Partial plan of Notre-Dame in Paris, according to laser scan data by Andrew Tallon, showing magnitude of error in construction of central chevet wedge.

The slender red wedge here shows the magnitude of that counterclockwise rotation.

Partial plan of Notre-Dame in Paris, according to laser scan data by Andrew Tallon, showing erroneous counterclockwise rotation of chevet piers.

All of the columns along the original outer perimeter of the chevet appear to have been shifted counterclockwise by the same small displacement, corresponding to the base of that slender red wedge; this dimension corresponds to the radius of the small orange circles at each principal buttress location. The orange radial lines tangent to these small circles give the theoretical location of the slightly displaced buttresses and columns, which agree superbly with their actual locations.

Partial plan of Notre-Dame in Paris, according to laser scan data by Andrew Tallon, showing propagation of error from chevet into north aisle piers.

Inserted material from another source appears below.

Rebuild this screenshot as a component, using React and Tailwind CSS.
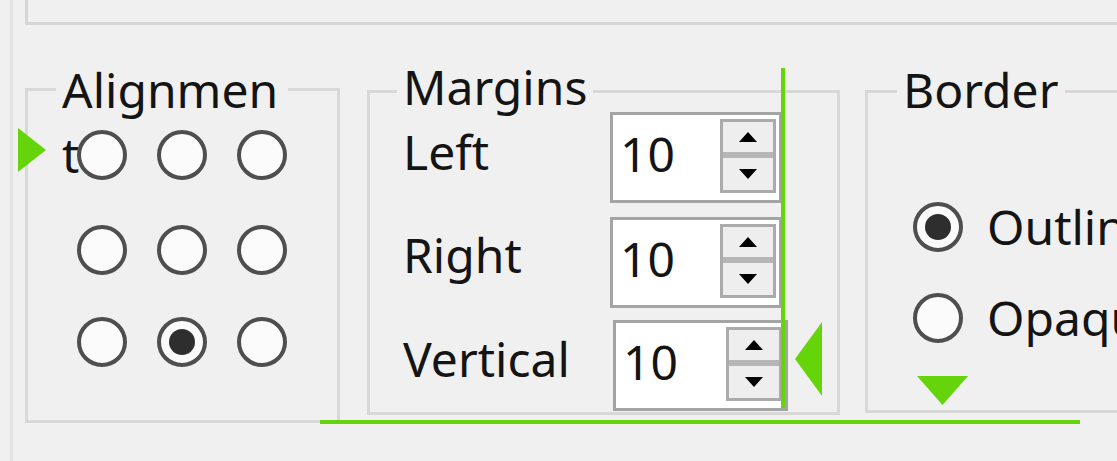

The same displacement carries into the straight bays of the northern aisles, as the yellow lines near the top of the graphic indicate. The southern freestanding columns, conversely, show no such displacements. This suggests that the southern column locations were established early on in the construction process, before the rotational error was introduced into the layout of the chevet, with the construction of the northern aisle following only afterwards. The geometrical analysis presented here thus offers a potentially valuable perspective on the constructional history of Notre-Dame, as well as on the logic of the cathedral’s overall ground plan design. In broader methodological terms, this analysis demonstrates the fruitful ways in which CAD systems can be used to investigate the highly precise data sets that are now becoming available through laser surveying.